Quoique récente, la migration internationale
sénégalaise vers l'Italie à mobilisé au cours de
ces dernières décennies des flux importants et des remises
considérables aux familles d'émigrés. Ces sommes d'argent
constituent une source financière importante et un moyen de lutte contre
la pauvreté pour les pays de départ. Ils jouent un rôle
important dans les mutations au niveau de leurs villes et villages d'origine.
Sur le plan individuel et familial ils participent à la prise en charge
des dépenses familiales par le biais de leurs transferts dont une bonne
partie sert à reconstruire la maison familiale ou à
réaliser un investissement immobilier.
Sur le plan communautaire, ils ont contribué à
la mise en place d'investissements collectifs à travers la dotation
d'ambulances à leurs villages, la construction d'écoles ou
l'équipement de centres de santé. Leur rôle dans le
développement local est de plus en plus effectif. Encadrer ces actions
par le politique constitue un impératif de développement et une
stratégie de faire participer tous les acteurs au-delà des
contingences territoriales et des frontières politiques au
développement de leur localité.
Les investissements des migrants auront du mal à sortir
des secteurs de l'immobilier, du transport ou du commerce tant qu'il n'existera
pas un cadre adéquat pour l'encadrement des travailleurs migrants. Leur
capacité d'investissement a été surévaluée.
En effet, rares sont les migrants capables d'investir sur fonds propres dans le
secteur industriel. Leur accès aux services financiers modernes
s'avère difficile.
L'Europe n'a toujours pas réussi à mettre en
place une politique commune d'immigration, et les élections qui se
succèdent dans différents pays de l'Union Européenne
à l'image de l'Italie donnent la majorité à des partis qui
défendent une politique fondée sur les thèmes de la
sécurité et du contrôle des flux migratoires.

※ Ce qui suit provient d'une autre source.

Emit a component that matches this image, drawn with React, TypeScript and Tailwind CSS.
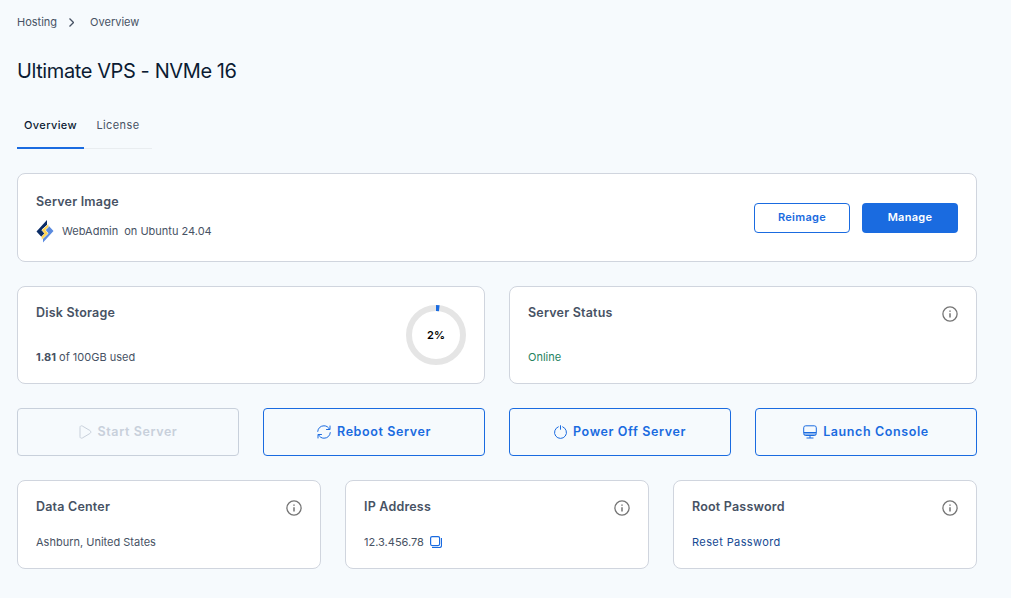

Pourtant un minimum d'ouverture permettrait aux pays dits de
migration de comprendre que la plus grande partie des migrants ne désire
pas s'installer dans les dits pays. Comme l'avait si bien exprimé
Ababacar Diop43 : « Tant qu'on accordera pas de visas qui
permettent aux gens de faire des allers-retours, on ne peut pas exiger qu'ils
rentrent au Sénégal ».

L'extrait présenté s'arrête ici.